Нозик сказал, что когда он изначально намекнул на эту идею отказа от «либертарианства своей юности», он не был до конца точен, и его некоторые уступки в пользу политической реальности были неверно истолкованы. Он сказал, что коллеги, которые не общались с ним годами, внезапно стали дружелюбными, начали проявлять уважение и участие. Некоторые сочли интересным, что Нозик только что выиграл судебный процесс против бывшего арендодателя, который взимал с Нозика арендную плату сверх того, что позволяли законы о контроле над арендой. Нозик сказал, что иск стоил ему немало нервов и не имел ничего общего с философией, но некоторые из его коллег считали, что «защита» Нозиком контроля над арендой ускорила его отказ от либертарианства. Нозик сказал, что он устал от поношений, устал от протестов, и что изменения в его жизни оказались к лучшему, даже если они основаны на неверном толковании событий, поэтому он не стал ничего объяснять и не стал на этом настаивать, чтобы снова не подвергнуться поношениям.
(Предыстория: Когда Нозик заявил своему домовладельцу Эрику Сигалу о незаконности повышения арендной платы, Сигал ответил, размахивая перед лицом Нозика своим экземпляром «Анархии, государства и утопии», что Нозик сам отказался от своего права жаловаться. Нозик ответил, что ничего подобного не делал; если бы Нозик это сделал, Нозик был бы первым, кто узнал бы об этом. Сигал сказал, что тогда подавай на меня в суд. Поэтому Нозик подал на него в суд).
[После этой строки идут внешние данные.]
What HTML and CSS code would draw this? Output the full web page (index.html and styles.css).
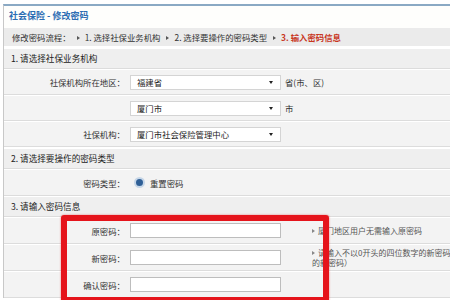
FILE: index.html
```html
<!DOCTYPE html>
<html lang="zh-CN">
<head>
<meta charset="UTF-8" />
<title>社会保险 - 修改密码</title>
<link rel="stylesheet" href="styles.css">
</head>
<body>
<div class="panel">
  <div class="title">社会保险 - 修改密码</div>
  <div class="steps">
    修改密码流程：<span class="arrow"></span>1. 选择社保业务机构<span class="arrow"></span>2. 选择要操作的密码类型<span class="arrow"></span><span class="current">3. 输入密码信息</span>
  </div>

  <div class="section">
    <div class="section-head">1. 请选择社保业务机构</div>
    <div class="row">
      <div class="label">社保机构所在地区：</div>
      <div class="select">福建省<span class="caret"></span></div>
      <div class="unit">省(市、区)</div>
    </div>
    <div class="row">
      <div class="label"></div>
      <div class="select">厦门市<span class="caret"></span></div>
      <div class="unit">市</div>
    </div>
    <div class="row">
      <div class="label">社保机构：</div>
      <div class="select">厦门市社会保险管理中心<span class="caret"></span></div>
      <div class="unit"></div>
    </div>
  </div>

  <div class="section">
    <div class="section-head">2. 请选择要操作的密码类型</div>
    <div class="row tall">
      <div class="label">密码类型：</div>
      <div class="radio-wrap"><span class="radio"></span>重置密码</div>
      <div class="unit"></div>
    </div>
  </div>

  <div class="section">
    <div class="section-head">3. 请输入密码信息</div>
    <div class="row tall">
      <div class="label">原密码：</div>
      <div class="input"></div>
      <div class="hint"><span class="arrow small"></span>厦门地区用户无需输入原密码</div>
    </div>
    <div class="row tall">
      <div class="label">新密码：</div>
      <div class="input"></div>
      <div class="hint"><span class="arrow small"></span>请输入不以0开头的四位数字的新密码<br>的新密码）</div>
    </div>
    <div class="row tall">
      <div class="label">确认密码：</div>
      <div class="input"></div>
      <div class="hint"></div>
    </div>
  </div>

  <!-- red marker drawn over the password fields -->
  <div class="red-mark"></div>
</div>
</body>
</html>
```

FILE: styles.css
```css
body {
  margin: 0;
  background: #fff;
  font-family: "Noto Sans CJK SC", "Liberation Sans", sans-serif;
  color: #333;
  overflow: hidden;
}
.panel {
  position: relative;
  margin: 4px 0 0 3px;
  border-top: 2px solid #8aa9c4;
  border-left: 1px solid #c8c8c8;
  width: 460px;
}
.title {
  height: 22px;
  line-height: 20px;
  padding-left: 5px;
  font-size: 9px;
  font-weight: 700;
  color: #2c6db3;
  background: #fefefc;
}
.steps {
  height: 18px;
  line-height: 18px;
  padding-left: 8px;
  font-size: 8.4px;
  color: #333;
  background: #ebebeb;
  white-space: nowrap;
  margin-bottom: 3px;
}
.arrow {
  display: inline-block;
  width: 0;
  height: 0;
  border-left: 3px solid #555;
  border-top: 2.5px solid transparent;
  border-bottom: 2.5px solid transparent;
  margin: 0 5px 0 6px;
  vertical-align: 1px;
}
.current {
  color: #c8371e;
  font-weight: 700;
}
.section {
  margin-bottom: 2px;
}
.section + .section + .section {
  margin-top: -1px;
}
.section-head {
  height: 19px;
  line-height: 19px;
  padding-left: 7px;
  font-size: 8.6px;
  color: #222;
  background: #efefef;
  border-bottom: 1px solid #dcdcdc;
}
.row {
  display: grid;
  grid-template-columns: 122px 151px 1fr;
  column-gap: 4px;
  align-items: center;
  height: 24px;
  font-size: 8.4px;
  background: #f3f3f3;
  border-top: 1px solid #fff;
  border-bottom: 1px solid #dcdcdc;
}
.row.tall {
  height: 25px;
}
.label {
  text-align: right;
  padding-right: 1px;
  color: #333;
}
.select {
  position: relative;
  height: 13px;
  line-height: 13px;
  padding-left: 6px;
  background: #fff;
  border: 1px solid #d4d4d4;
  color: #222;
}
.caret {
  position: absolute;
  right: 7px;
  top: 5px;
  border-top: 3px solid #222;
  border-left: 2.5px solid transparent;
  border-right: 2.5px solid transparent;
}
.unit {
  color: #333;
}
.radio-wrap {
  display: flex;
  align-items: center;
  gap: 5px;
  padding-left: 4px;
}
.radio {
  width: 7px;
  height: 7px;
  border-radius: 50%;
  background: #2f5f96;
  border: 2px solid #c7d7e8;
}
.input {
  height: 13px;
  background: #fff;
  border: 1px solid #bdbdbd;
}
.hint {
  padding-left: 27px;
  font-size: 8px;
  line-height: 10px;
  color: #555;
}
.arrow.small {
  border-left-color: #888;
  margin: 0 3px 0 0;
}
.red-mark {
  position: absolute;
  left: 57px;
  top: 209px;
  width: 268px;
  height: 88px;
  box-sizing: border-box;
  border: 6px solid #e5141b;
  border-radius: 3px;
  box-shadow: 0 0 2px rgba(229, 20, 27, 0.6);
}
```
Я сказал Нозику, что не забуду, что он сказал, что у меня есть некоторые подозрения о том, с чем мне еще придется столкнуться в карьере, и что я никогда не буду защищать либертарианство или любой другой «изм», кроме реализма, но я также никогда не буду защищать контроль над арендной платой. Вечер закончился, мы расстались, и я больше никогда не встречал Нозика. Он мне ничего не сказал, но у него обострился рак желудка, и он смирился с окружающим миром и прожил оставшиеся месяцы настолько счастливо, насколько это ему позволяло.